* begin *

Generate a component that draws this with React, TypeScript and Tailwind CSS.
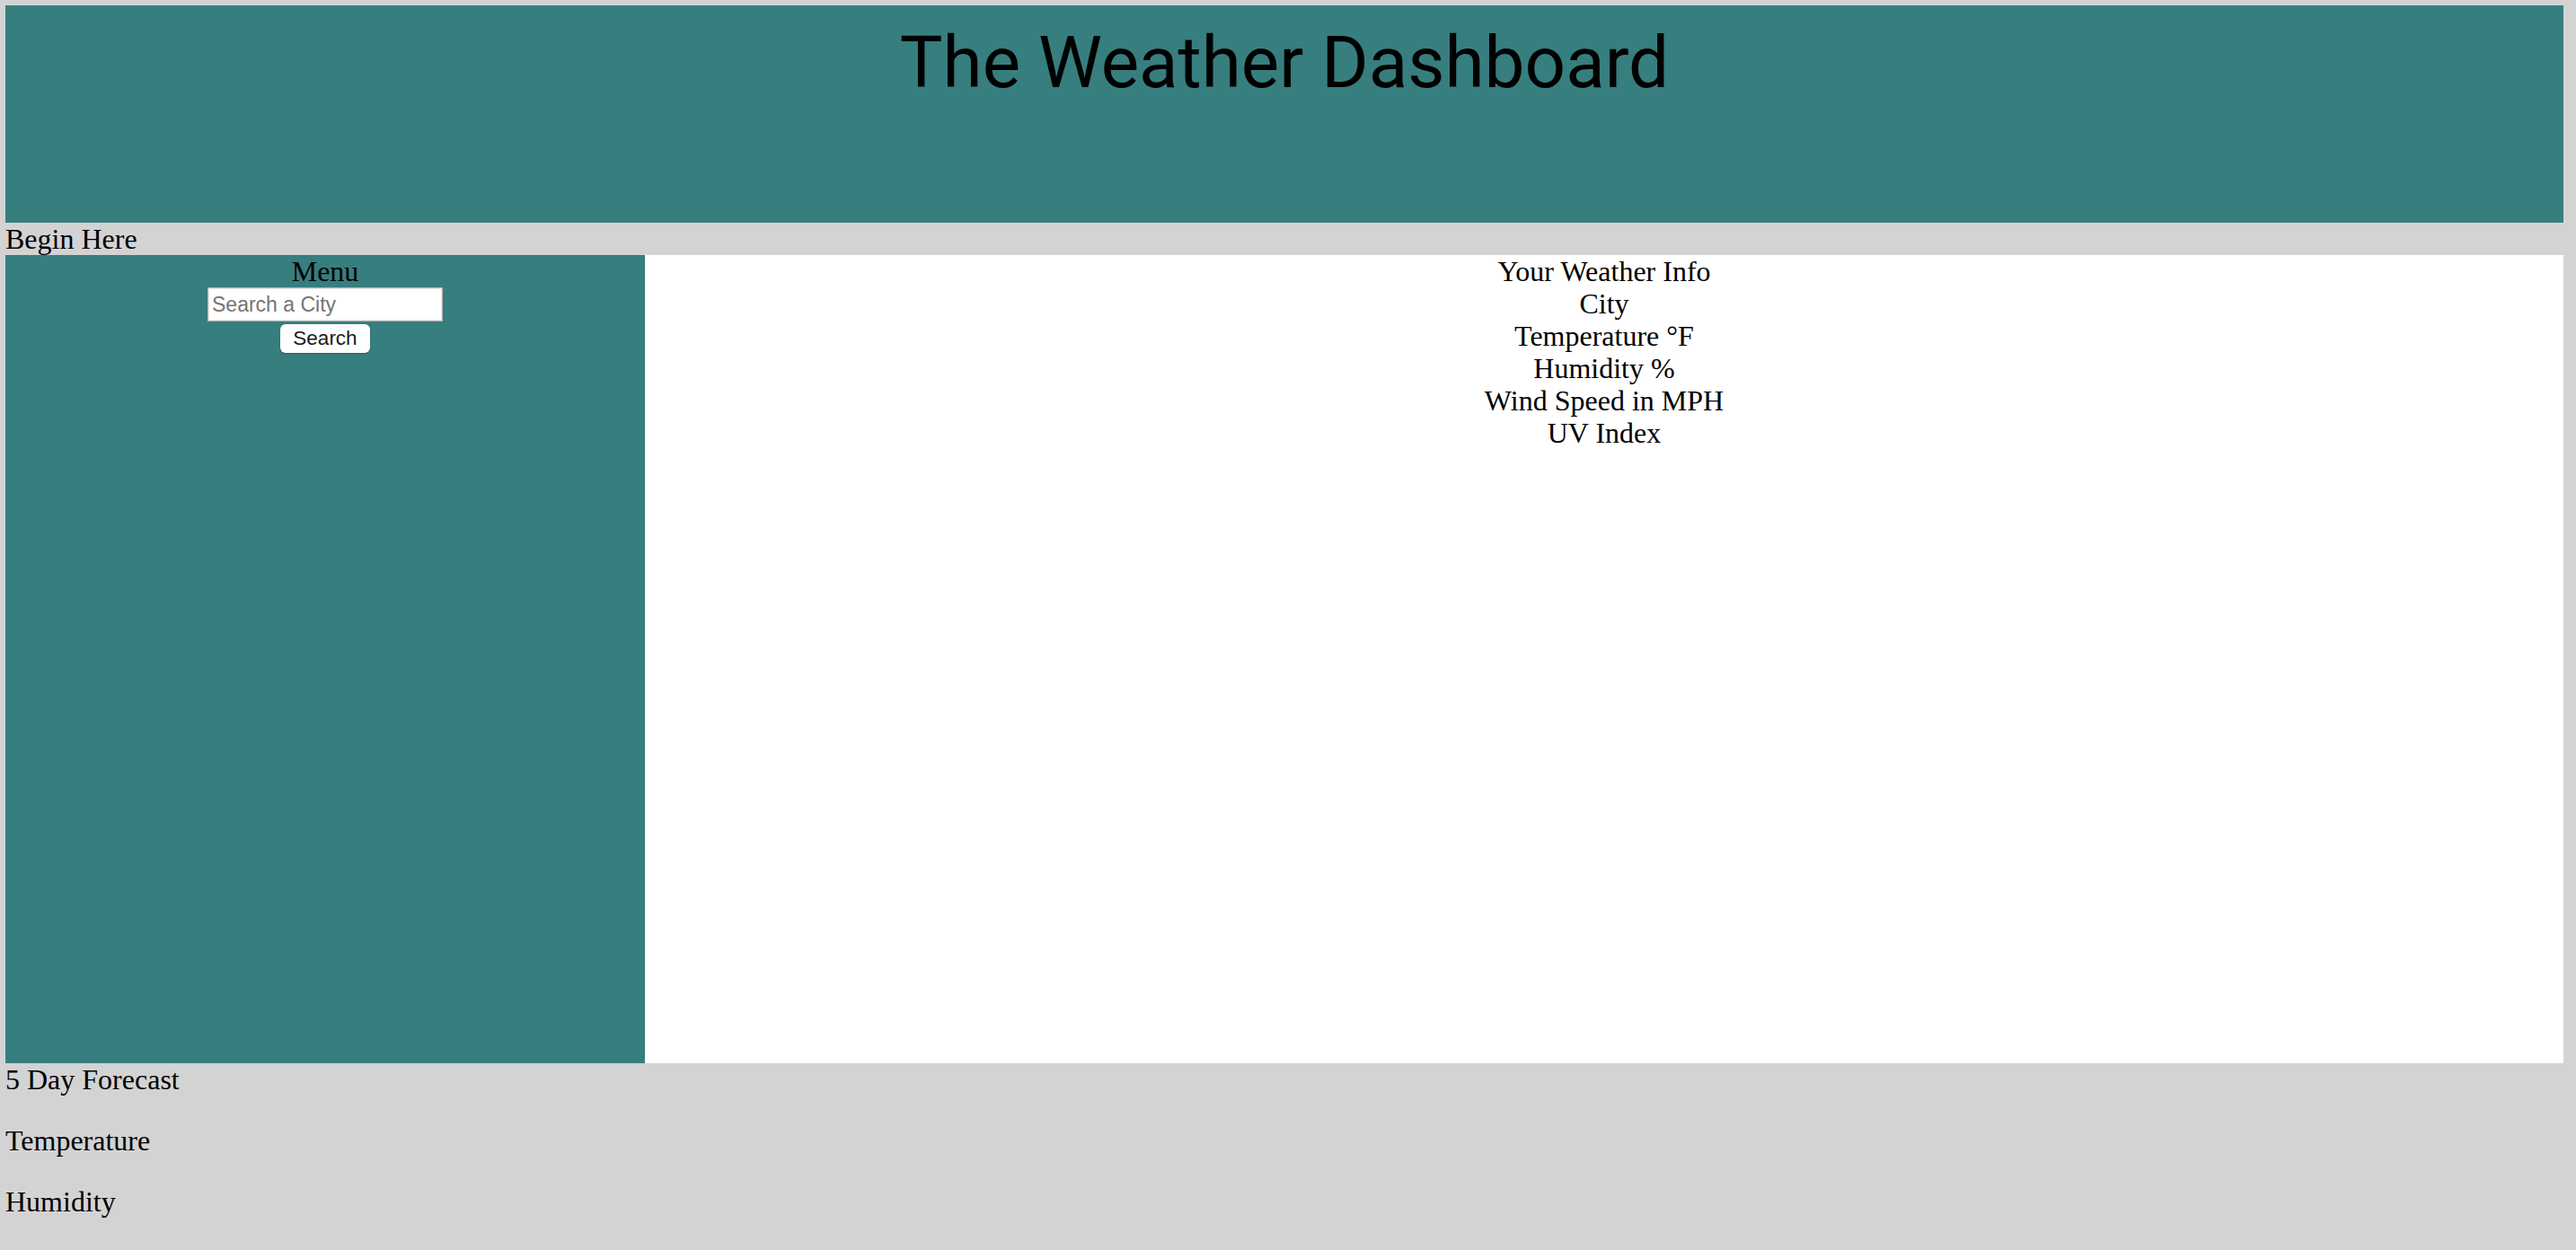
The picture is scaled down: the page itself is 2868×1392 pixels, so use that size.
export default function App() {
  return (
    <div className="min-h-screen bg-[#d3d3d3] pt-[6px] pl-[6px] pr-[14px] font-['Liberation_Serif',serif] text-[32px] leading-[36px] text-black">
      <header className="h-[242px] bg-[#377e7f] pt-[24px]">
        <h1 className="text-center font-['Roboto',sans-serif] text-[80px] leading-none font-normal">
          The Weather Dashboard
        </h1>
      </header>
      <div className="h-[36px]">Begin Here</div>
      <div className="flex h-[900px]">
        <aside className="w-[712px] bg-[#377e7f] flex flex-col items-center">
          <div className="h-[36px]">Menu</div>
          <input
            type="text"
            placeholder="Search a City"
            className="w-[262px] h-[38px] bg-white border border-[#b5b5b5] shadow-[inset_0_0_0_1px_#e6e6e6] px-[4px] font-['Liberation_Sans',sans-serif] text-[23px] text-black placeholder:text-[#757575] outline-none"
          />
          <button className="mt-[3px] w-[100px] h-[32px] bg-white rounded-[6px] shadow-[0_1px_2px_rgba(0,0,0,0.25)] font-['Liberation_Sans',sans-serif] text-[22.5px] leading-none text-[#1a1a1a]">
            Search
          </button>
        </aside>
        <main className="flex-1 bg-white text-center">
          <div>Your Weather Info</div>
          <div>City</div>
          <div>Temperature °F</div>
          <div>Humidity %</div>
          <div>Wind Speed in MPH</div>
          <div>UV Index</div>
        </main>
      </div>
      <section>
        <div>5 Day Forecast</div>
        <p className="my-[32px]">Temperature</p>
        <p>Humidity</p>
      </section>
    </div>
  );
}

* end *

**What is asked:**
List all lines where "that" occurs.

**Written solution:**
Generate a component that draws this with React, TypeScript and Tailwind CSS.
The picture is scaled down: the page itself is 2868×1392 pixels, so use that size.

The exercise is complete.